▶ _Source material_

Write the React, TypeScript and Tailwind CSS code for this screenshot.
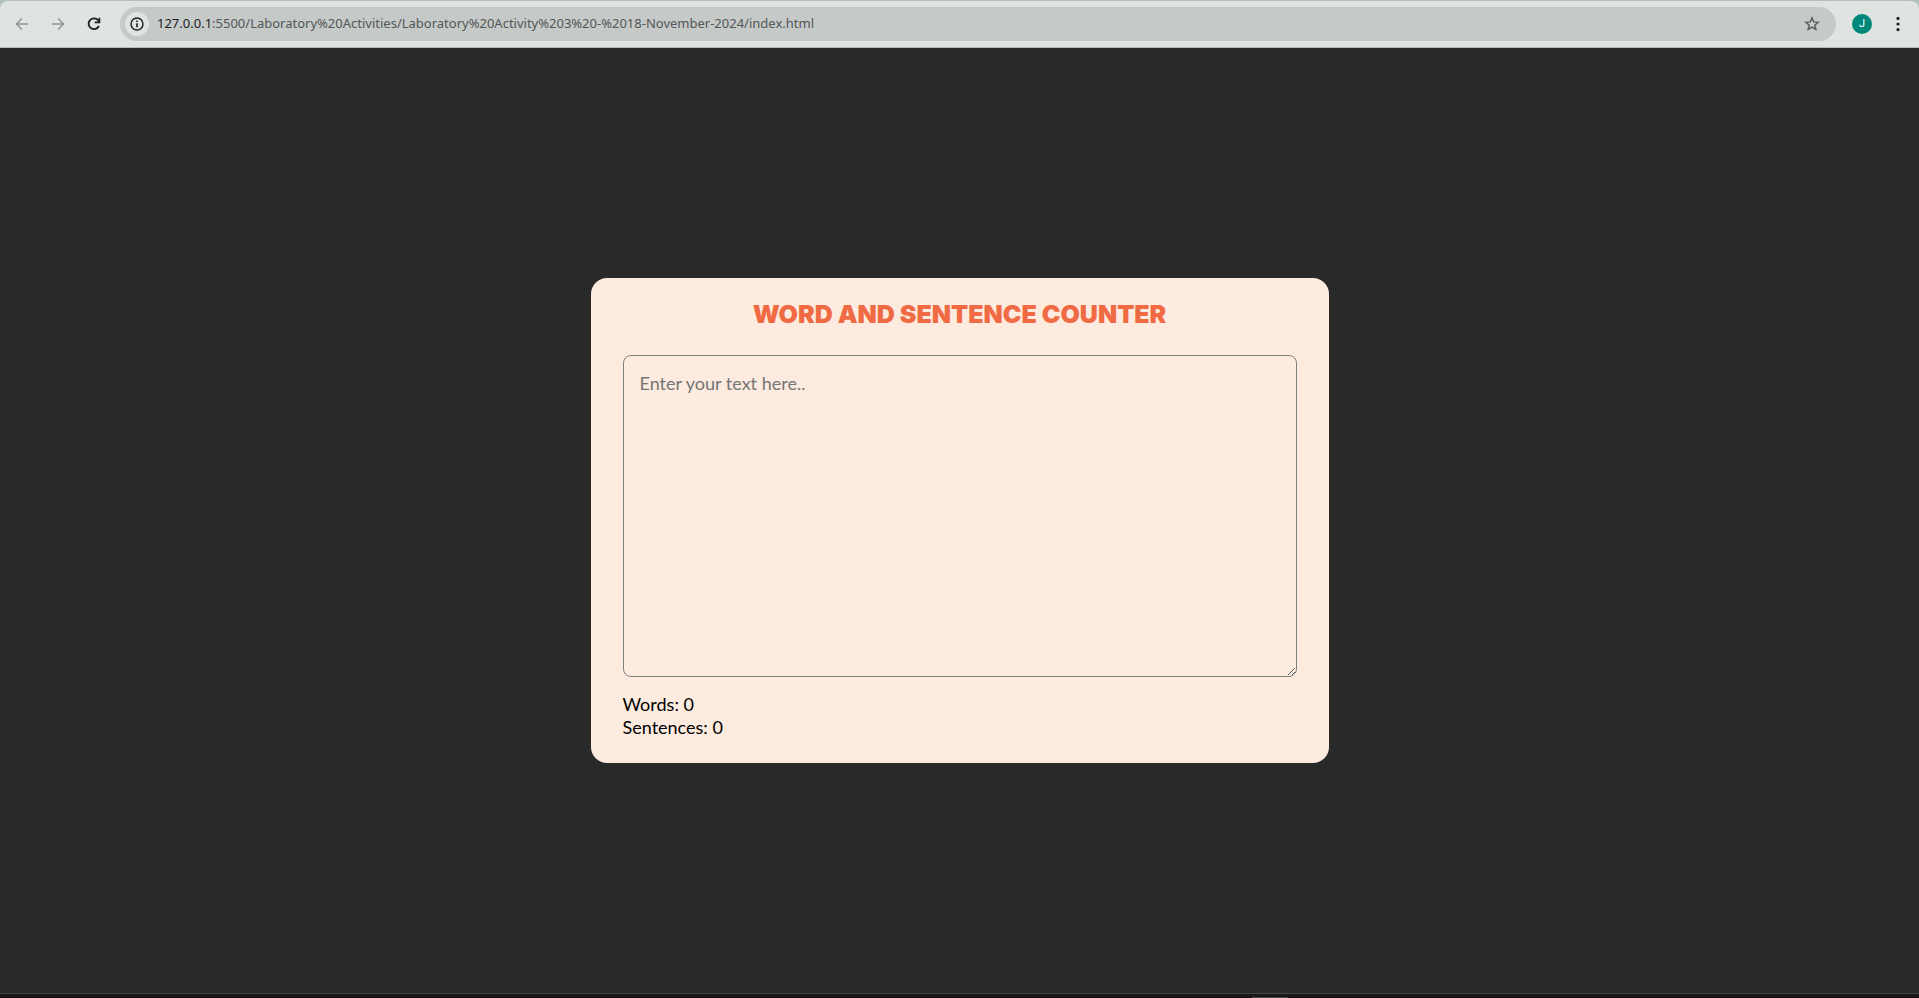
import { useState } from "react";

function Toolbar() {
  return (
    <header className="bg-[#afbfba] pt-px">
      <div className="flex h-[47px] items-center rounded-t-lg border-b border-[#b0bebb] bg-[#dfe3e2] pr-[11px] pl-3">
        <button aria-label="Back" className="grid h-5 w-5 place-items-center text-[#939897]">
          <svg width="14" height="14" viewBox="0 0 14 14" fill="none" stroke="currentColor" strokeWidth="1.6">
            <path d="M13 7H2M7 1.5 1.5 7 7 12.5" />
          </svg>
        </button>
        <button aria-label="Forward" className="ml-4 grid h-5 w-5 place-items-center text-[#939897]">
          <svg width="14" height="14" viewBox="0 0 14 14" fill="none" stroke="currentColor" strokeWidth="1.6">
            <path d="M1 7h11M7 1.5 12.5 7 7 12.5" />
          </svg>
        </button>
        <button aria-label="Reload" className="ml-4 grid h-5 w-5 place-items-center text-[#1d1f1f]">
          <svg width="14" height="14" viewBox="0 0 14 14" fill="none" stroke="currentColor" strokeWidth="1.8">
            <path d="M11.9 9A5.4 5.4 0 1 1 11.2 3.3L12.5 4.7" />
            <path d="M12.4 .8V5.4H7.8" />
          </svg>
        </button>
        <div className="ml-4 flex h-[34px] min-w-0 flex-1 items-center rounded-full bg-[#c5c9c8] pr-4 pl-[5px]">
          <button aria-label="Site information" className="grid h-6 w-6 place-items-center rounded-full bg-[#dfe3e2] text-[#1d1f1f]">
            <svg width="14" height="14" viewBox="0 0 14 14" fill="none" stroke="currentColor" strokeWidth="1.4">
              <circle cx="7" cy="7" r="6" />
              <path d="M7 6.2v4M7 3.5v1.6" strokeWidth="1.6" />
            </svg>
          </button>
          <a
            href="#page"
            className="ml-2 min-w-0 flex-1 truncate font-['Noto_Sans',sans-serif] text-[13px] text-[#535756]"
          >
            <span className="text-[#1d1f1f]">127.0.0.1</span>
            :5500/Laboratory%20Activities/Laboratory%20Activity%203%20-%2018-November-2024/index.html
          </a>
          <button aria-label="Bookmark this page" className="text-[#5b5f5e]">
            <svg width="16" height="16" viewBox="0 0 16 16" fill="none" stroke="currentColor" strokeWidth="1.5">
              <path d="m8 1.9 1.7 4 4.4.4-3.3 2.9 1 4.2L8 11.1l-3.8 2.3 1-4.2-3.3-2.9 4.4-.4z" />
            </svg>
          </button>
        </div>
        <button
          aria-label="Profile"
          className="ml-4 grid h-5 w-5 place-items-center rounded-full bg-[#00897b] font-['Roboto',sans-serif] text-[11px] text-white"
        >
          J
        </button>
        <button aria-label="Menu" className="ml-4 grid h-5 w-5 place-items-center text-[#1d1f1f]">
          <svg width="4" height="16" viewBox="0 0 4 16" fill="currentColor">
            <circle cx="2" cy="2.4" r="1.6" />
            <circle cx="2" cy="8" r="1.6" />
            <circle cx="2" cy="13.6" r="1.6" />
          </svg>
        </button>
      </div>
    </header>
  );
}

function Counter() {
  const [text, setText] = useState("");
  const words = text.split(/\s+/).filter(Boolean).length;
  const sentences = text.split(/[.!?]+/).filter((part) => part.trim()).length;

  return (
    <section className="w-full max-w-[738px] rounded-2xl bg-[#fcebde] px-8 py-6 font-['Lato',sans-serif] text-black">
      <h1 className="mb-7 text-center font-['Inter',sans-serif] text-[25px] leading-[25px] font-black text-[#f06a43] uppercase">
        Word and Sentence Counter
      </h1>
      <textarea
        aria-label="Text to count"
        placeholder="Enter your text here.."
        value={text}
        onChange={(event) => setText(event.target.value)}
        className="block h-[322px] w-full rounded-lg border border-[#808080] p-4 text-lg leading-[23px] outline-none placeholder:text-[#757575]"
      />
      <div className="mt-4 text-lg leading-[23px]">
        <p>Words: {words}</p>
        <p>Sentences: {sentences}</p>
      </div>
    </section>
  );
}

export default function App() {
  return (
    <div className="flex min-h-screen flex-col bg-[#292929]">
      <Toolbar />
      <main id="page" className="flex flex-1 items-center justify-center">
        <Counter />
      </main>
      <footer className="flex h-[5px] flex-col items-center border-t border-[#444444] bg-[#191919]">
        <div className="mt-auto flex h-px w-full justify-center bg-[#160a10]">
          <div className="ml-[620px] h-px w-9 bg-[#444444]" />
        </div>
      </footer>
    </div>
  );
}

▶ _What you have to do_
Extract every line above that contains the word "this".

▶ _Reply to the exercise_
Write the React, TypeScript and Tailwind CSS code for this screenshot.
          <button aria-label="Bookmark this page" className="text-[#5b5f5e]">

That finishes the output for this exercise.